A partida de Jacó para Padã-Arã inicia sua saga e jornada na fé diante de Deus. Isso foi proporcionado através da fúria descontrolada de Esaú contra seu irmão. O contexto de ameaça, embora possa ser visto dessa forma por nós, era na verdade o ensejo criado pela divina providência para encaminhar seus planos.
Assistindo o rápido e, aparentemente, "descontrolado" crescimento do furor dos homens contra a igreja do SENHOR hoje, podemos nos amedrontar. Mas não há o que temer: a ira dos homens contra a igreja é parte dos planos divinos, tanto quanto os bons ares que muitas vezes desfrutamos em nossa vida. Basta lembrar-se que em Gn 3.15, a luta entre as sementes não é criada pelo ódio de Satanás contra a igreja, mas pela providência e soberania do Todo-poderoso que governa a história.

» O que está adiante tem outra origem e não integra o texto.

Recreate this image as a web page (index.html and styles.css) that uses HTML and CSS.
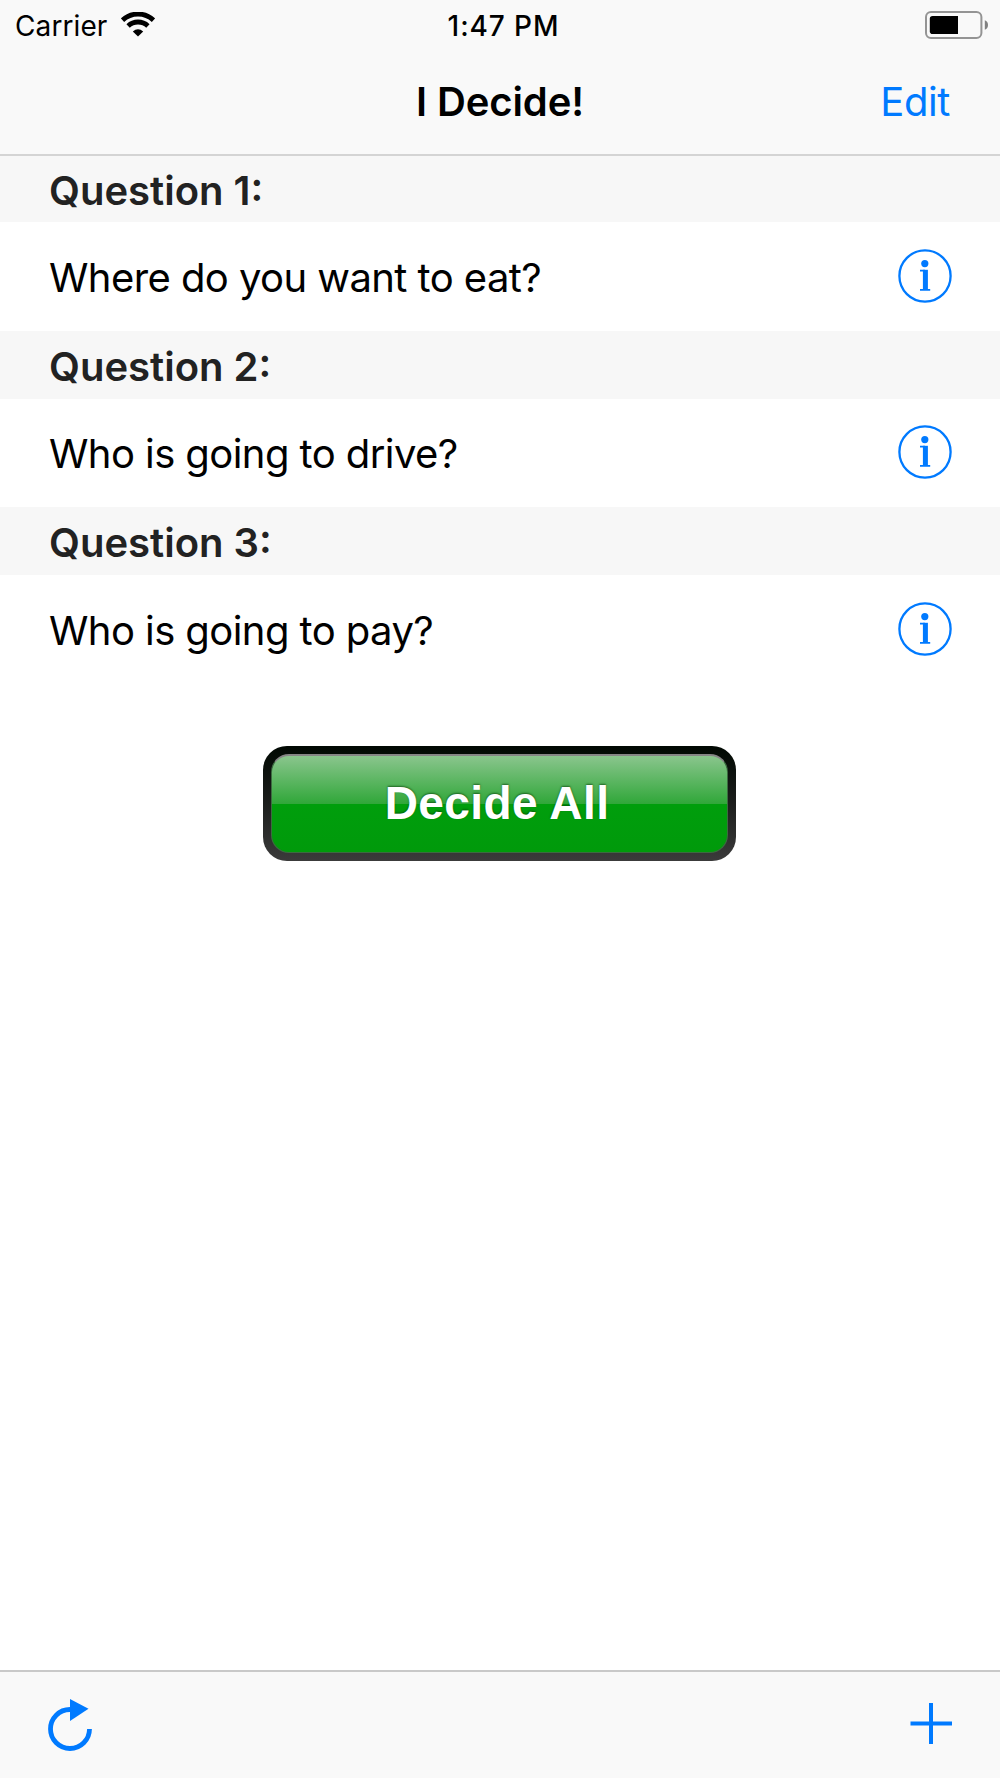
FILE: index.html
```html
<!DOCTYPE html>
<html lang="en">
<head>
<meta charset="utf-8">
<title>I Decide!</title>
<link rel="stylesheet" href="styles.css">
</head>
<body>
<div class="screen">
  <header class="top">
    <div class="status">
      <div class="carrier">
        <span class="carrier-name">Carrier</span>
        <svg class="wifi" width="34" height="25" viewBox="0 0 34 25">
          <path d="M1.5 8.2A22.5 22.5 0 0 1 32.5 8.2" fill="none" stroke="#000" stroke-width="4.8"/>
          <path d="M7.1 14A14.3 14.3 0 0 1 26.9 14" fill="none" stroke="#000" stroke-width="4.8"/>
          <path d="M11.8 19.4Q17 15.2 22.2 19.4L17 24.5Z"/>
        </svg>
      </div>
      <span class="time">1:47 PM</span>
      <svg class="battery" width="64" height="28" viewBox="0 0 64 28">
        <rect x="1" y="1" width="55.4" height="26" rx="5" fill="none" stroke="#949494" stroke-width="2"/>
        <path d="M7.6 5H33V23H7.6Q4.8 23 4.8 20.2V7.8Q4.8 5 7.6 5Z"/>
        <path d="M59.8 9.2Q63 10.5 63 14T59.8 18.8Z" fill="#808080"/>
      </svg>
    </div>
    <nav class="nav">
      <h1 class="title">I Decide!</h1>
      <a class="edit">Edit</a>
    </nav>
  </header>
  <main class="list">
    <h2 class="section first"><span>Question 1:</span></h2>
    <div class="row"><span class="question">Where do you want to eat?</span>
      <svg class="info" width="56" height="56" viewBox="0 0 56 56"><circle cx="28" cy="28" r="25.6"/><path class="stem" d="M28.4 21.8V42"/><path class="serif" d="M23 22.7H28M23 41.8H33.2"/><circle class="dot" cx="27.8" cy="15.6" r="3.6"/></svg></div>
    <h2 class="section"><span>Question 2:</span></h2>
    <div class="row"><span class="question">Who is going to drive?</span>
      <svg class="info" width="56" height="56" viewBox="0 0 56 56"><circle cx="28" cy="28" r="25.6"/><path class="stem" d="M28.4 21.8V42"/><path class="serif" d="M23 22.7H28M23 41.8H33.2"/><circle class="dot" cx="27.8" cy="15.6" r="3.6"/></svg></div>
    <h2 class="section"><span>Question 3:</span></h2>
    <div class="row"><span class="question">Who is going to pay?</span>
      <svg class="info" width="56" height="56" viewBox="0 0 56 56"><circle cx="28" cy="28" r="25.6"/><path class="stem" d="M28.4 21.8V42"/><path class="serif" d="M23 22.7H28M23 41.8H33.2"/><circle class="dot" cx="27.8" cy="15.6" r="3.6"/></svg></div>
    <button class="decide"><span class="face"><span class="label">Decide All</span></span></button>
  </main>
  <footer class="toolbar">
    <svg class="refresh" width="44" height="54" viewBox="0 0 44 54">
      <path d="M22 10.5A19.5 19.5 0 1 0 41.5 30" fill="none" stroke="#007aff" stroke-width="4.8"/>
      <path d="M22 0L40.5 9.7L22 22Z" fill="#007aff"/>
    </svg>
    <svg class="plus" width="42" height="42" viewBox="0 0 42 42">
      <path d="M21 0V41M0.5 20.5H42" fill="none" stroke="#007aff" stroke-width="4"/>
    </svg>
  </footer>
</div>
</body>
</html>
```
FILE: styles.css
```css
* { box-sizing: border-box; }
body { margin: 0; background: #fff; font-family: Inter, "Liberation Sans", sans-serif; color: #000; }
.screen { width: 1000px; height: 1778px; display: flex; flex-direction: column; overflow: hidden; }
.top { height: 156px; flex: none; background: #f9f9f9; border-bottom: 2px solid #d4d4d4; }
.status { height: 50px; display: grid; grid-template-columns: 1fr auto 1fr; align-items: center; padding: 0 11px 0 15px; font-size: 28px; }
.carrier { display: flex; align-items: center; }
.carrier-name { width: 106px; line-height: 52px; letter-spacing: .1px; }
.wifi { margin-bottom: 4px; }
.time { font-weight: 500; line-height: 52px; letter-spacing: .9px; padding-left: 3px; }
.battery { justify-self: end; margin-bottom: 3px; }
.nav { height: 104px; display: grid; grid-template-columns: 1fr auto 1fr; align-items: center; padding: 0 50px; line-height: 104px; font-size: 40px; }
.title { grid-column: 2; margin: 0; font-size: 40px; font-weight: 600; letter-spacing: -.1px; }
.edit { justify-self: end; color: #007aff; letter-spacing: -.4px; }
.list { flex: 1; display: flex; flex-direction: column; }
.section { margin: 0; height: 68px; flex: none; background: #f7f7f7; color: #222; padding-left: 49px; font-size: 40px; font-weight: 600; line-height: 72px; }
.section.first { height: 66px; line-height: 70px; }
.row { height: 108.5px; flex: none; display: flex; align-items: center; justify-content: space-between; padding: 0 47px 0 49px; font-size: 40px; line-height: 108px; }
.question { letter-spacing: -.57px; padding-top: 3px; }
.info { fill: none; stroke: #007aff; stroke-width: 2.3; margin-bottom: 1.5px; }
.info .stem { stroke-width: 5; }
.info .serif { stroke-width: 1.8; }
.info .dot { fill: #007aff; stroke: none; }
.decide { width: 473px; height: 115px; margin: 62.5px 0 0 263px; padding: 8px; border: 0; border-radius: 24px; background: linear-gradient(#000802, #1c1e1c 50%, #3b3b3b); font: inherit; }
.face { display: flex; align-items: center; justify-content: center; height: 100%; border-radius: 18px; border: 1px solid #3c6b40; border-top: 2px solid #858585; background: linear-gradient(#8ac58d 0, #30a739 48px, #009e0c 48px, #009a0b 100%); }
.label { font-family: "Liberation Sans", Arial, sans-serif; font-weight: 700; font-size: 46px; letter-spacing: .4px; padding: 0 5px 2px 0; color: #fff; text-shadow: 0 -1px 2px rgba(0,50,0,.6); }
.toolbar { height: 108px; flex: none; display: flex; justify-content: space-between; align-items: flex-start; background: #f9f9f9; border-top: 2px solid #c9c9c9; padding: 27px 48px 0; }
.plus { margin-top: 4px; }
```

Jacó, protegido por seu pais, é enviado para a jornada que refinaria sua visão, moldaria seu caráter, e retornaria à Terra Prometida como Israel: príncipe de Deus. O triunfo reservado para a igreja, está no final de uma jornada iniciada também com a perseguição da semente da Serpente, mas que, inevitavelmente, exibirá a graça do SENHOR em nos ter salvo, através da execução perfeita de seus planos graciosos. O que nos leva ao segundo ponto.
2. O SENHOR nos está levando, através deste mundo, por uma jornada que findará com a recepção da herança prometida.
Ao repetir a benção sobre Jacó, Isaque passa a enxergar (pela fé) o desfecho da história: Jacó, como o eleito de Deus, possuiria as terras de suas peregrinações, tal como ele mesmo, e Abraão antes dele. Por isso, reafirma o pertencimento de Jacó à linhagem santa, demonstrando a fé que crer que todos os eleitos de Deus seriam abençoados por meio de seu filho, especificamente através do Descendente Prometido vindo de sua semente: Cristo Jesus, e dos frutos que sua jornada produziriam.
A certeza e solidez da nossa fé consiste em fazermos parte deste povo: daquelas nações originadas a partir de Jacó (v.3), a quem fora prometido - ao mesmo tempo em que é comunicado a Jacó, por meio da benção de Isaque - a obtenção da herança prometida: a Canaã celestial.
Conclusão
Incredulidade, astúcia, ira, fuga, desobediência, fé, confiança, convicção, benção; as cores usadas por Deus para pintar o quadro providencial onde seus plano seriam exibidos através da vida de Jacó, ressaltam para nós a sabedoria do Criador, em nos assegurar a benção que ele nos concedeu em Cristo: a eleição e a herança da graça, repassada a todos os seus filhos, assim como as benção de Abraão estiveram sobre Isaque, e deste passaram a Jacó, que por sua vez, foi o difusor da graça divina, cumprindo aquilo que fora dito ao primeiro patriarca: em ti serão benditas todas as famílias da terra (cf. Gn 12.3).